Nesta segunda-feira (27), a presidente do Superior Tribunal de Justiça, ministra Laurita Vaz, convocou o desembargador Paes Barreto para atuar como juiz auxiliar no gabinete de Martins, pelo período de um ano, prorrogável. (*)

Na reportagem, Paes Barreto afirmou que a ação apresentada pelo Ministério Público Federal “não prospera em qualquer de seus argumentos”.

“Apesar da sua propositura há muitos meses, a inicial não foi sequer recebida”, disse, na ocasião [veja, abaixo, os demais argumentos do desembargador].

A ação de improbidade foi proposta em 24 de agosto de 2017 pela procuradora da República Silvia Regina Pontes Lopes.

Um parecer técnico, elaborado depois da compra, revelou que o terreno, próximo ao rio Capibaribe, está sujeito a alagamentos.

Em decisão anterior, o juiz federal Augusto César Carvalho de Leal registrou que, “apesar de adquiridos em regime de urgência, os imóveis teriam permanecido mais de cinco anos em estado de abandono”.

Em maio de 2017, diligência do MPF no local encontrou “uns quatro bois pastando e construções antigas em ruínas”.

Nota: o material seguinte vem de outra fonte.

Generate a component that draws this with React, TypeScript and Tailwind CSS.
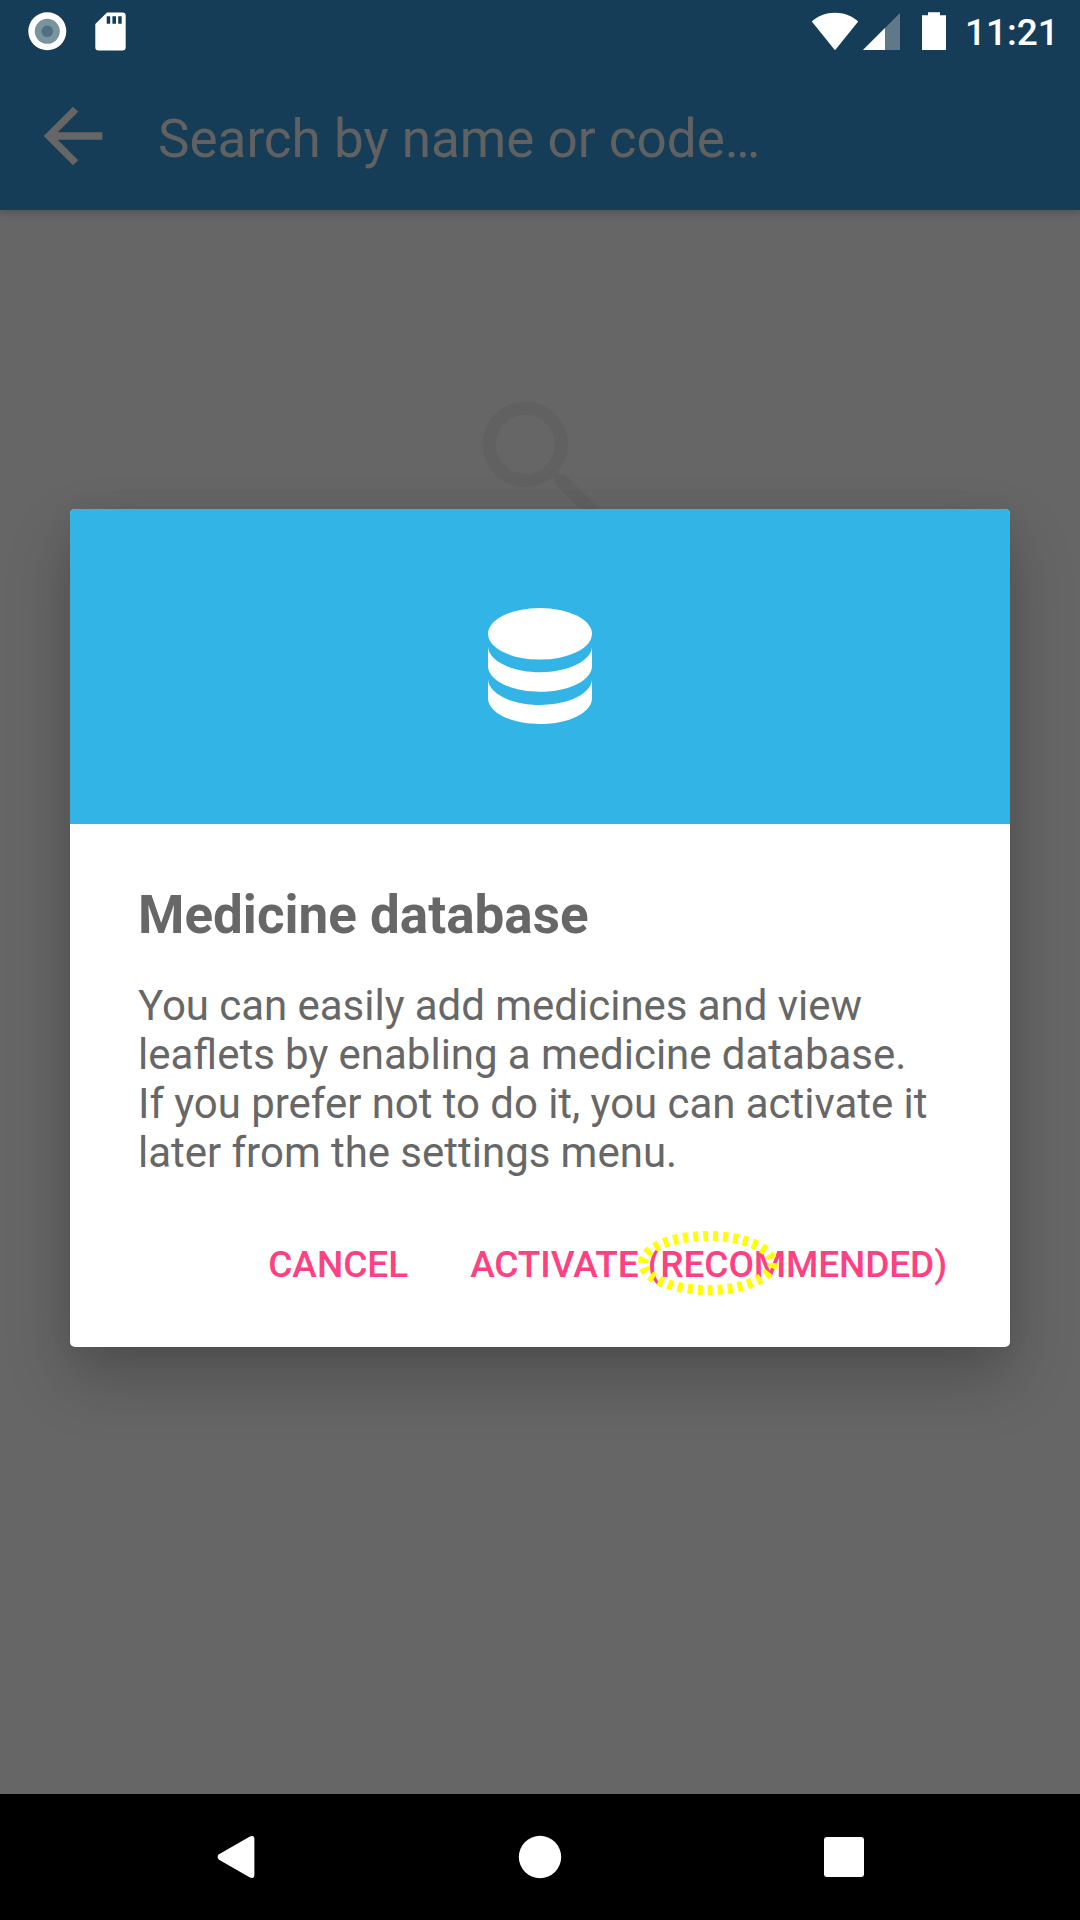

O juiz Carvalho Leal viu indícios de que Paes Barreto teria participado do procedimento de dispensa de licitação e da compra dos imóveis, sem a cautela de exigir estudo, “tendo contribuído culposamente para a ocorrência de milionário prejuízo ao erário”.

A ação de improbidade teve como origem dois inquéritos instaurados na procuradoria eleitoral estadual.

O então vice-presidente do TRE-PE, desembargador Alberto Nogueira Virgínio, questionou em voto a aquisição do imóvel em “caráter urgentíssimo”. A negociação foi realizada em seis dias, com dispensa de licitação.

No último dia 14, a juíza Madja de Sousa Moura Florêncio determinou a citação –além de Paes Barreto– dos acusados Marília Gonçalves Berquó, João Maria de Souza, Carlos Frederico de Almeida, Imobiliária Carranca Ltda, Mauro Carneiro Pessoa e Oruam Consultoria Ltda.  Eles deverão especificar as provas que desejam produzir.

A magistrada não admitiu como prova um depoimento colhido unilateralmente pelo MPF –em junho deste ano– sem observância do contraditório e da ampla defesa, quando a ação de improbidade já estava tramitando. O MPF deverá repetir a oitiva em juízo, na fase de instrução probatória.

Igualmente, não apreciou parecer técnico realizado (perícia de campo no imóvel) em novembro de 2017, sem autorização do juízo, que deverá ser repetido integralmente em juízo.

A magistrada registrou também que “não passou despercebido” laudo pericial elaborado pela Caixa Econômica Federal, indicando como valor médio do mercado o montante de R$ 6,1 milhão.

Ela entendeu que o parecer não foi suficiente para enfraquecer os indícios de prejuízo ao erário –“o que apenas poderá ser comprovado na fase de instrução do processo”.

“Diante dos fatos descritos na inicial, deve ser apurada a configuração da improbidade administrativa”, decidiu a juíza.

OUTRO LADO

O desembargador Ricardo de Oliveira Paes Barreto afirmou no início deste mês que a aquisição de imóvel para armazenar urnas eletrônicas decorreu de planejamento do TRE-PE de 2010 a 2014, ano em que ele assumiu a corte.

“A verba para aquisição estava rubricada desde o exercício da gestão anterior”, diz.

Segundo o magistrado, “todos os procedimentos legais foram observados para a aquisição pela União, com mera interveniência por parte do TRE-PE, com autorização prévia da Secretaria de Patrimônio da União-SPU”.

“O imóvel é sólido, plano e adequado à construção”, diz. “Tais conclusões constam inclusive de avaliação do setor de engenharia da Caixa Econômica Federal.”

Segundo informa, há nos autos certidão do TRE-PE de que o terreno está murado e que nunca houve alagamento ou invasões.

“Há projeto para edificação dos edifícios para guarda de urna, no setor de engenharia do TRE-PE, onde se constata a adequação do terreno à construção.”

Paes Barreto diz que o MPF representou à Procuradoria-Geral da República e o expediente foi arquivado por falta de fundamento. O desembargador informa ainda que uma representação ao TCU foi distribuída ao ministro José Múcio Monteiro, que determinou a realização de perícia e concluiu pela inexistência de superfaturamento.

Consultado na ocasião, o ministro Humberto Martins não se manifestou.

(*) Com acréscimo de informações às 10h47.